**DESCRIPTION OF THE TASK:** State the number of lines that contain the word "this", and add nothing else.

— START OF EXTRACTED MATERIAL —

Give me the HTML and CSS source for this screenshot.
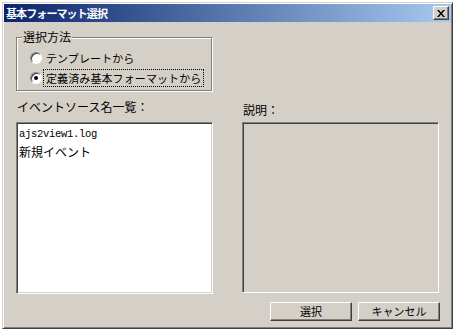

— END OF EXTRACTED MATERIAL —
— START OF EXTRACTED MATERIAL —

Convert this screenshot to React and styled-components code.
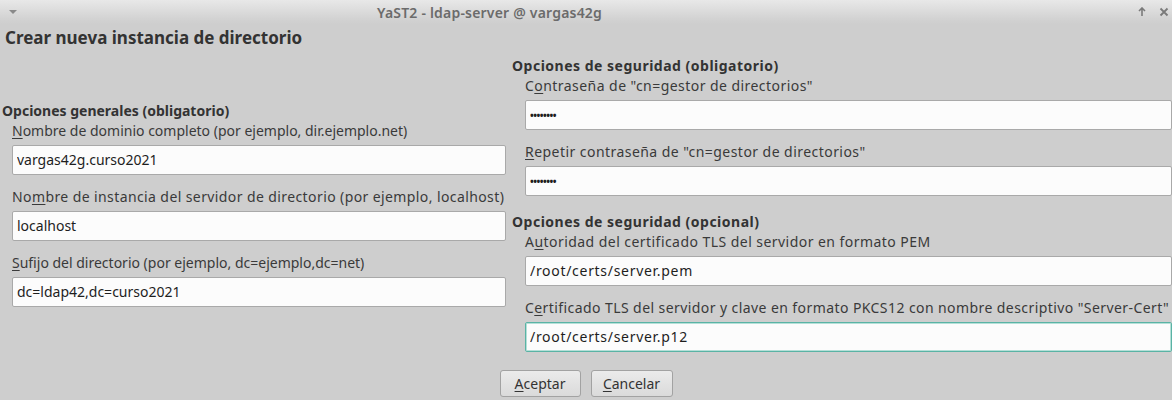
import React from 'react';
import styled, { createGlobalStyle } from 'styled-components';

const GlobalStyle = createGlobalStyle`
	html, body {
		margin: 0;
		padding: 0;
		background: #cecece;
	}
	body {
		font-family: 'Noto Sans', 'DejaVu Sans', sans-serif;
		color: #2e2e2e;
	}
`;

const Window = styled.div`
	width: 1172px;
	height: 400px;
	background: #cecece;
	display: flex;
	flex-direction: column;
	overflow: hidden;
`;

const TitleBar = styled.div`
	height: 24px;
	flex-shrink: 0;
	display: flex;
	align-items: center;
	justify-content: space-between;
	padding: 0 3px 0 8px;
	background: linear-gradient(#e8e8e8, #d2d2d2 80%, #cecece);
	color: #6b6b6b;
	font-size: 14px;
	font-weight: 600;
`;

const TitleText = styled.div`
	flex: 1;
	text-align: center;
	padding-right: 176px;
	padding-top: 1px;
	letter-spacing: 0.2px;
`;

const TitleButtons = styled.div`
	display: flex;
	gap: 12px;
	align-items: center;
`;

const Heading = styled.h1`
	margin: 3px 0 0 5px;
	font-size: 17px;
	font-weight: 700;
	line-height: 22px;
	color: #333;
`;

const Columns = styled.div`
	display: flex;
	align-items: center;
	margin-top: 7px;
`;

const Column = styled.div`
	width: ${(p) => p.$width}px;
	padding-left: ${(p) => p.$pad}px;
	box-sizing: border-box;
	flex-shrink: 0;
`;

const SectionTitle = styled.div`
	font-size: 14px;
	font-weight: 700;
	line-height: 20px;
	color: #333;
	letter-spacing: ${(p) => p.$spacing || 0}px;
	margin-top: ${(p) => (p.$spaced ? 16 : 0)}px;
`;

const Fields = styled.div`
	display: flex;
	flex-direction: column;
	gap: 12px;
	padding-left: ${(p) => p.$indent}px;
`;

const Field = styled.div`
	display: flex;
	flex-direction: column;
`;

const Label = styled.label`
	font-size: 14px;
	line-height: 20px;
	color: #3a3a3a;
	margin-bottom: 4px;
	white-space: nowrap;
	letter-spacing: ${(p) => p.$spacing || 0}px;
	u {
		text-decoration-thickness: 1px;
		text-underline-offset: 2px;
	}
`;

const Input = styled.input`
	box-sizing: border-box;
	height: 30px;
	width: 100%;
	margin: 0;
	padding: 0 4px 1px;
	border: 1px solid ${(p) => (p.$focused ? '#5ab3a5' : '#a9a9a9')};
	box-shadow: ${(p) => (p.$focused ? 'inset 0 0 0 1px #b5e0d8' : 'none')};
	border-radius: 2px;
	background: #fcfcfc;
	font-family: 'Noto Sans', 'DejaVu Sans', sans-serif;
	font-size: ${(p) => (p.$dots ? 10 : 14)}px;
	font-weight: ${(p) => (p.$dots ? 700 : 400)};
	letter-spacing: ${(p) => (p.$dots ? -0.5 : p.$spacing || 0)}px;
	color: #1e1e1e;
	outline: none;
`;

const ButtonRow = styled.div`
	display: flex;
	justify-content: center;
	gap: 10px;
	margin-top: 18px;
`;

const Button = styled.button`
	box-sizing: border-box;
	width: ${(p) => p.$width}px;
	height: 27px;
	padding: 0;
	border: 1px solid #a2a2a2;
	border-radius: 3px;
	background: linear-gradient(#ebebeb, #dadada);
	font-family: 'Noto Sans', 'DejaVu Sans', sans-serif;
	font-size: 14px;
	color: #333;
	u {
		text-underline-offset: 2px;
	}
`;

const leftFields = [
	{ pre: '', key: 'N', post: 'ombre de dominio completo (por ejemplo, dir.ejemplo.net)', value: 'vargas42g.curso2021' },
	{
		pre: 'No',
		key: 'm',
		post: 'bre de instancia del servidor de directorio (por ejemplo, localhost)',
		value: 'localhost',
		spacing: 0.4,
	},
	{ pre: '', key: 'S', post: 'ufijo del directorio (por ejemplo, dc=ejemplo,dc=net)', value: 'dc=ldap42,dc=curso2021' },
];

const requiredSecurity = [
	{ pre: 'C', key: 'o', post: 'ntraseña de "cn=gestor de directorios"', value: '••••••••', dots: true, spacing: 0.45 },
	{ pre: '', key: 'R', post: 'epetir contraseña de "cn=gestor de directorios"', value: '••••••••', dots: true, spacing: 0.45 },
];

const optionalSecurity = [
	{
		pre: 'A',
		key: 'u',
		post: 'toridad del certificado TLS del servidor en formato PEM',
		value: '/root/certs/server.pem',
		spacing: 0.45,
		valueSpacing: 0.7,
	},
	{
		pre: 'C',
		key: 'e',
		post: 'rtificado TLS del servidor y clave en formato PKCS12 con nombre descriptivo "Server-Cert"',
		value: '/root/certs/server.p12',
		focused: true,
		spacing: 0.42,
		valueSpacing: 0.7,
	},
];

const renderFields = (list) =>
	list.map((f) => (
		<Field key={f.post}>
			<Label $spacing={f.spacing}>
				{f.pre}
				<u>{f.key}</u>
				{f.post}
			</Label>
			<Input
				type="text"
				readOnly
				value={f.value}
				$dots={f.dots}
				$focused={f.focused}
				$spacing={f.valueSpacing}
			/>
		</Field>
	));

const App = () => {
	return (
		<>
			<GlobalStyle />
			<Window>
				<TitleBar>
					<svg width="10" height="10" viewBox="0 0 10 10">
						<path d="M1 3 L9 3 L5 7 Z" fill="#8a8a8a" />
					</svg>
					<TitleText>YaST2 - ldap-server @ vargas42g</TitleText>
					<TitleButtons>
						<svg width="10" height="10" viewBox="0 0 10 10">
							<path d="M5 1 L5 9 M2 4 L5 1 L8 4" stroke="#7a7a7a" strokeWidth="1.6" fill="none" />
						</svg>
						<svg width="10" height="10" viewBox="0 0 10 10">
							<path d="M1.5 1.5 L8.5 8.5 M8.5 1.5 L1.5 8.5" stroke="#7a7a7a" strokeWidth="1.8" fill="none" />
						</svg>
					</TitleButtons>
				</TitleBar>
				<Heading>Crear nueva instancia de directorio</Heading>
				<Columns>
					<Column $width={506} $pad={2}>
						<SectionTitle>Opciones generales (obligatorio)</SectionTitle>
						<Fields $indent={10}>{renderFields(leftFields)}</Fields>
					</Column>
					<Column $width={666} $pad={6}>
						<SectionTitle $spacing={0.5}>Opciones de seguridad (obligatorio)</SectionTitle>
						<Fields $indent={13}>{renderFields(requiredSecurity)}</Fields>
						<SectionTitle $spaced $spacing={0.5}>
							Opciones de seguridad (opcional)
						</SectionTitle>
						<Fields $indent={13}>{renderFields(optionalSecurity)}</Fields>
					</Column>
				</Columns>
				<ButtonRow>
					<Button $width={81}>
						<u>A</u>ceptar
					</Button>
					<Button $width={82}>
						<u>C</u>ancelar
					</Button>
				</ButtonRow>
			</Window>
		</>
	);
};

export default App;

— END OF EXTRACTED MATERIAL —
— START OF EXTRACTED MATERIAL —

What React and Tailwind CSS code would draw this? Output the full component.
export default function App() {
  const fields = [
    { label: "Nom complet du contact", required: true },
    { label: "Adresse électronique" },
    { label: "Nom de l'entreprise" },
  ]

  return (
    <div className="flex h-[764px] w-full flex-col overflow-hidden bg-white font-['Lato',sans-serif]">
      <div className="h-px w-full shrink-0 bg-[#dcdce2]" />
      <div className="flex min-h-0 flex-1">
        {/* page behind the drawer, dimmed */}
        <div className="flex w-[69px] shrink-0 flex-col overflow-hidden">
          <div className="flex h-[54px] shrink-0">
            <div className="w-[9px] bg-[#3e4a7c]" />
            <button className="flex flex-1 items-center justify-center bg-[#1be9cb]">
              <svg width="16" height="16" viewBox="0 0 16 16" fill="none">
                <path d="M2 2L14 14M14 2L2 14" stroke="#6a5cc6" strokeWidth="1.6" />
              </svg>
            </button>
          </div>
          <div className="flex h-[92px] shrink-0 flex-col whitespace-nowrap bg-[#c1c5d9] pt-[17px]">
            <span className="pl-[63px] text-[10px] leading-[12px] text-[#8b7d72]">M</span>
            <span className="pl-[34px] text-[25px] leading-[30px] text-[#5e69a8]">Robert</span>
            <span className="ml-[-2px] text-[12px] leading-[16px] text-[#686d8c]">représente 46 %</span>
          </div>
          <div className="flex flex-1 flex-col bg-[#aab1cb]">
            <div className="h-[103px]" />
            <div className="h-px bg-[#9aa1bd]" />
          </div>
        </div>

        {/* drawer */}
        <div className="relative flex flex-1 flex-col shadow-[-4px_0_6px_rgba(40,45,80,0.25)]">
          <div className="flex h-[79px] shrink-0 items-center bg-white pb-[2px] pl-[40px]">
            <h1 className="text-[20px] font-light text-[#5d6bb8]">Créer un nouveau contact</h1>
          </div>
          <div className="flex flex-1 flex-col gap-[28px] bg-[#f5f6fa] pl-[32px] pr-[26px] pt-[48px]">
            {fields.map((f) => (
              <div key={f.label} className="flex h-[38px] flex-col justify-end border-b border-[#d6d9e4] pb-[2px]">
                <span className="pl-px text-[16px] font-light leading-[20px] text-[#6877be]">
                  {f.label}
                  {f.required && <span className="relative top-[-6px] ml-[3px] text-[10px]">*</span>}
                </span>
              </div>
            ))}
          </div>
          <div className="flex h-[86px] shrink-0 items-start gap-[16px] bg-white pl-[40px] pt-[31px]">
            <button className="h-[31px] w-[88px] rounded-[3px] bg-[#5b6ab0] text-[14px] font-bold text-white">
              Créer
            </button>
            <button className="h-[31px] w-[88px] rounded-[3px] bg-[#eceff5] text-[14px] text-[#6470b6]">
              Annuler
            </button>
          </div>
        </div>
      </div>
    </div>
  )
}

— END OF EXTRACTED MATERIAL —

**RESULT:** 3